Written problem |
Would you transcribe the whole listing exactly, minus its pictures?

------ Source excerpt ------

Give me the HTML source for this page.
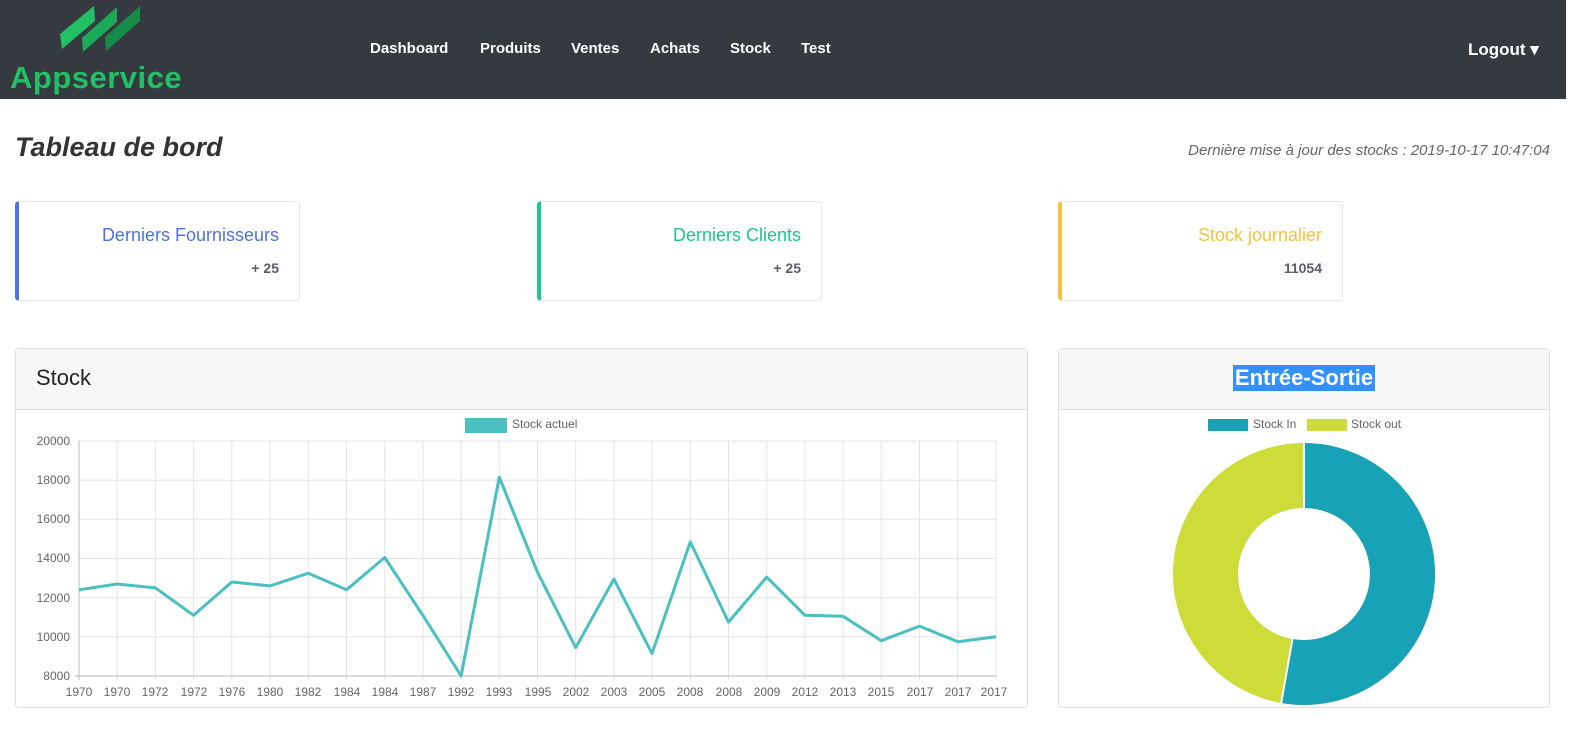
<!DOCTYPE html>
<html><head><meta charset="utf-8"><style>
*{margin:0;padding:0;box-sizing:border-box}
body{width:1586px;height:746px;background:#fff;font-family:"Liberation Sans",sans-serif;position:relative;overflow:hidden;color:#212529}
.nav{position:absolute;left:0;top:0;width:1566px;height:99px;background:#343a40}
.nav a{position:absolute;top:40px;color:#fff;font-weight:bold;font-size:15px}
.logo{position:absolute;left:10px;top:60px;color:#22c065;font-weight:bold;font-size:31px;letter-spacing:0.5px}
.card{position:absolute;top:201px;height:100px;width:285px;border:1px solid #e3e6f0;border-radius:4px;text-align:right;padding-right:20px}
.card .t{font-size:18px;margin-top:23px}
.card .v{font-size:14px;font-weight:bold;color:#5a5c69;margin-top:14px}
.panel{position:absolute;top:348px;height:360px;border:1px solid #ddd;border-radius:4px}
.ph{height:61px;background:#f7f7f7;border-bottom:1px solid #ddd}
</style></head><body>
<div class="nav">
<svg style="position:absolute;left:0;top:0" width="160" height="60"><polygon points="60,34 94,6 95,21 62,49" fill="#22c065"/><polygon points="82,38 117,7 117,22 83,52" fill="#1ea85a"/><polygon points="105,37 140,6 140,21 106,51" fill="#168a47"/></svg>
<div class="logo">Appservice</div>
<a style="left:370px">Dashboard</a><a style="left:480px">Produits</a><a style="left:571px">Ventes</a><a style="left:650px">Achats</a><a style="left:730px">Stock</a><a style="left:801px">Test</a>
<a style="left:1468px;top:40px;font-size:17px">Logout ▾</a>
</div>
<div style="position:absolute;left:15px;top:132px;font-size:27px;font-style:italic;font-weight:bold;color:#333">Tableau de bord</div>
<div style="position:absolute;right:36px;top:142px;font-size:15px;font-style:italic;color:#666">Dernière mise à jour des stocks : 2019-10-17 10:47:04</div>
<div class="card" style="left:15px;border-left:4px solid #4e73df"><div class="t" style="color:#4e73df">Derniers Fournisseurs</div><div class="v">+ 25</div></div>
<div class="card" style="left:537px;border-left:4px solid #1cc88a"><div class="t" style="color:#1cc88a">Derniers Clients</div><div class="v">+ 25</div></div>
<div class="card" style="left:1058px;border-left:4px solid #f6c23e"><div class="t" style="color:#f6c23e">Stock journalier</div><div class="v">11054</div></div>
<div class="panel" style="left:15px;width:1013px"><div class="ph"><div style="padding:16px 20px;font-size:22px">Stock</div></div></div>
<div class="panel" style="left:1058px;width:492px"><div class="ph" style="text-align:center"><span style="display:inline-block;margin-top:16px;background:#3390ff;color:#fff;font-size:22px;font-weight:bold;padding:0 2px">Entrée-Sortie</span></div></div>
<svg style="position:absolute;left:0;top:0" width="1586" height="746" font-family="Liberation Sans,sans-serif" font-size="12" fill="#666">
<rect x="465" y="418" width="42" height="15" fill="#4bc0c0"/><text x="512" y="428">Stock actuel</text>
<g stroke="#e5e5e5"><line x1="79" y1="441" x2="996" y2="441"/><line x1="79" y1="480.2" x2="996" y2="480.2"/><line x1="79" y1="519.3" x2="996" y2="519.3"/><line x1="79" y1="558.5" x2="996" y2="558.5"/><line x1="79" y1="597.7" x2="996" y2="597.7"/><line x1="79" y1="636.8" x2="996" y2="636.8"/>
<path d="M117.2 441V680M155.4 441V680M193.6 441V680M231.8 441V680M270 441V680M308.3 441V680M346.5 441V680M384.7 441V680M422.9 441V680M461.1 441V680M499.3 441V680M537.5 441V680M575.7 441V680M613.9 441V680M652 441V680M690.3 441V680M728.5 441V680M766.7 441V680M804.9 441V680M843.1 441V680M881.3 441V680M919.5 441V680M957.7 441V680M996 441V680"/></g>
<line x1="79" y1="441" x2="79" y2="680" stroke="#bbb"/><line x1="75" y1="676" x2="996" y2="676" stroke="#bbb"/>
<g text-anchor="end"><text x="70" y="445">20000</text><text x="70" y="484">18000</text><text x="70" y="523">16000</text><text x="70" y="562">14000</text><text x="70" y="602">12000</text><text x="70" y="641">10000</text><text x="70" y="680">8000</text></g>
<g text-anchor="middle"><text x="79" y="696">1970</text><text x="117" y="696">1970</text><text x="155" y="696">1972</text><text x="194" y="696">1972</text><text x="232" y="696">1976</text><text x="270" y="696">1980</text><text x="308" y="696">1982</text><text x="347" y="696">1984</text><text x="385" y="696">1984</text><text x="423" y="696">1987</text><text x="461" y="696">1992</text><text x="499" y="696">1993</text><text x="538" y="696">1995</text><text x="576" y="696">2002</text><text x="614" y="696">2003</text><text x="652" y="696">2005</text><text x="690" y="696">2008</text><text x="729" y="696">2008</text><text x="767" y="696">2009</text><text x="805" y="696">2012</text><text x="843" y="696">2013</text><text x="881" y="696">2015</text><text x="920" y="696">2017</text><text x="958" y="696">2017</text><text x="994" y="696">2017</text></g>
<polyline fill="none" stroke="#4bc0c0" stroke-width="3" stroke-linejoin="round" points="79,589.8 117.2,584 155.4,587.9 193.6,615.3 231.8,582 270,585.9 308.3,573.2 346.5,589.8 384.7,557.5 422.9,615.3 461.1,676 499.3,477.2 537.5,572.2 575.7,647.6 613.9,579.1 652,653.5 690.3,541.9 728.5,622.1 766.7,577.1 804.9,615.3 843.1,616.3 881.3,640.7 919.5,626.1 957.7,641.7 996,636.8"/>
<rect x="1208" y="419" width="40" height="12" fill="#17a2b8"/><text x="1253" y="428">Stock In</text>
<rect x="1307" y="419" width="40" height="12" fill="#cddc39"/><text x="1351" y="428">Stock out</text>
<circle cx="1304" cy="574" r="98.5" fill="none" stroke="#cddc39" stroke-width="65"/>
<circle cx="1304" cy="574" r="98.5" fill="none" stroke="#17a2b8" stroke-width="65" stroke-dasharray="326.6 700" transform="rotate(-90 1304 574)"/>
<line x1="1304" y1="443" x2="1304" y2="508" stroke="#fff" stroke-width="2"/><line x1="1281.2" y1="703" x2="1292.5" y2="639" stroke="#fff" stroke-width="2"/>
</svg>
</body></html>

------

Task output |
Give me the HTML source for this page.
<!DOCTYPE html>
<html><head><meta charset="utf-8"><style>
*{margin:0;padding:0;box-sizing:border-box}
body{width:1586px;height:746px;background:#fff;font-family:"Liberation Sans",sans-serif;position:relative;overflow:hidden;color:#212529}
.nav{position:absolute;left:0;top:0;width:1566px;height:99px;background:#343a40}
.nav a{position:absolute;top:40px;color:#fff;font-weight:bold;font-size:15px}
.logo{position:absolute;left:10px;top:60px;color:#22c065;font-weight:bold;font-size:31px;letter-spacing:0.5px}
.card{position:absolute;top:201px;height:100px;width:285px;border:1px solid #e3e6f0;border-radius:4px;text-align:right;padding-right:20px}
.card .t{font-size:18px;margin-top:23px}
.card .v{font-size:14px;font-weight:bold;color:#5a5c69;margin-top:14px}
.panel{position:absolute;top:348px;height:360px;border:1px solid #ddd;border-radius:4px}
.ph{height:61px;background:#f7f7f7;border-bottom:1px solid #ddd}
</style></head><body>
<div class="nav">
<svg style="position:absolute;left:0;top:0" width="160" height="60"><polygon points="60,34 94,6 95,21 62,49" fill="#22c065"/><polygon points="82,38 117,7 117,22 83,52" fill="#1ea85a"/><polygon points="105,37 140,6 140,21 106,51" fill="#168a47"/></svg>
<div class="logo">Appservice</div>
<a style="left:370px">Dashboard</a><a style="left:480px">Produits</a><a style="left:571px">Ventes</a><a style="left:650px">Achats</a><a style="left:730px">Stock</a><a style="left:801px">Test</a>
<a style="left:1468px;top:40px;font-size:17px">Logout ▾</a>
</div>
<div style="position:absolute;left:15px;top:132px;font-size:27px;font-style:italic;font-weight:bold;color:#333">Tableau de bord</div>
<div style="position:absolute;right:36px;top:142px;font-size:15px;font-style:italic;color:#666">Dernière mise à jour des stocks : 2019-10-17 10:47:04</div>
<div class="card" style="left:15px;border-left:4px solid #4e73df"><div class="t" style="color:#4e73df">Derniers Fournisseurs</div><div class="v">+ 25</div></div>
<div class="card" style="left:537px;border-left:4px solid #1cc88a"><div class="t" style="color:#1cc88a">Derniers Clients</div><div class="v">+ 25</div></div>
<div class="card" style="left:1058px;border-left:4px solid #f6c23e"><div class="t" style="color:#f6c23e">Stock journalier</div><div class="v">11054</div></div>
<div class="panel" style="left:15px;width:1013px"><div class="ph"><div style="padding:16px 20px;font-size:22px">Stock</div></div></div>
<div class="panel" style="left:1058px;width:492px"><div class="ph" style="text-align:center"><span style="display:inline-block;margin-top:16px;background:#3390ff;color:#fff;font-size:22px;font-weight:bold;padding:0 2px">Entrée-Sortie</span></div></div>
<svg style="position:absolute;left:0;top:0" width="1586" height="746" font-family="Liberation Sans,sans-serif" font-size="12" fill="#666">
<rect x="465" y="418" width="42" height="15" fill="#4bc0c0"/><text x="512" y="428">Stock actuel</text>
<g stroke="#e5e5e5"><line x1="79" y1="441" x2="996" y2="441"/><line x1="79" y1="480.2" x2="996" y2="480.2"/><line x1="79" y1="519.3" x2="996" y2="519.3"/><line x1="79" y1="558.5" x2="996" y2="558.5"/><line x1="79" y1="597.7" x2="996" y2="597.7"/><line x1="79" y1="636.8" x2="996" y2="636.8"/>
<path d="M117.2 441V680M155.4 441V680M193.6 441V680M231.8 441V680M270 441V680M308.3 441V680M346.5 441V680M384.7 441V680M422.9 441V680M461.1 441V680M499.3 441V680M537.5 441V680M575.7 441V680M613.9 441V680M652 441V680M690.3 441V680M728.5 441V680M766.7 441V680M804.9 441V680M843.1 441V680M881.3 441V680M919.5 441V680M957.7 441V680M996 441V680"/></g>
<line x1="79" y1="441" x2="79" y2="680" stroke="#bbb"/><line x1="75" y1="676" x2="996" y2="676" stroke="#bbb"/>
<g text-anchor="end"><text x="70" y="445">20000</text><text x="70" y="484">18000</text><text x="70" y="523">16000</text><text x="70" y="562">14000</text><text x="70" y="602">12000</text><text x="70" y="641">10000</text><text x="70" y="680">8000</text></g>
<g text-anchor="middle"><text x="79" y="696">1970</text><text x="117" y="696">1970</text><text x="155" y="696">1972</text><text x="194" y="696">1972</text><text x="232" y="696">1976</text><text x="270" y="696">1980</text><text x="308" y="696">1982</text><text x="347" y="696">1984</text><text x="385" y="696">1984</text><text x="423" y="696">1987</text><text x="461" y="696">1992</text><text x="499" y="696">1993</text><text x="538" y="696">1995</text><text x="576" y="696">2002</text><text x="614" y="696">2003</text><text x="652" y="696">2005</text><text x="690" y="696">2008</text><text x="729" y="696">2008</text><text x="767" y="696">2009</text><text x="805" y="696">2012</text><text x="843" y="696">2013</text><text x="881" y="696">2015</text><text x="920" y="696">2017</text><text x="958" y="696">2017</text><text x="994" y="696">2017</text></g>
<polyline fill="none" stroke="#4bc0c0" stroke-width="3" stroke-linejoin="round" points="79,589.8 117.2,584 155.4,587.9 193.6,615.3 231.8,582 270,585.9 308.3,573.2 346.5,589.8 384.7,557.5 422.9,615.3 461.1,676 499.3,477.2 537.5,572.2 575.7,647.6 613.9,579.1 652,653.5 690.3,541.9 728.5,622.1 766.7,577.1 804.9,615.3 843.1,616.3 881.3,640.7 919.5,626.1 957.7,641.7 996,636.8"/>
<rect x="1208" y="419" width="40" height="12" fill="#17a2b8"/><text x="1253" y="428">Stock In</text>
<rect x="1307" y="419" width="40" height="12" fill="#cddc39"/><text x="1351" y="428">Stock out</text>
<circle cx="1304" cy="574" r="98.5" fill="none" stroke="#cddc39" stroke-width="65"/>
<circle cx="1304" cy="574" r="98.5" fill="none" stroke="#17a2b8" stroke-width="65" stroke-dasharray="326.6 700" transform="rotate(-90 1304 574)"/>
<line x1="1304" y1="443" x2="1304" y2="508" stroke="#fff" stroke-width="2"/><line x1="1281.2" y1="703" x2="1292.5" y2="639" stroke="#fff" stroke-width="2"/>
</svg>
</body></html>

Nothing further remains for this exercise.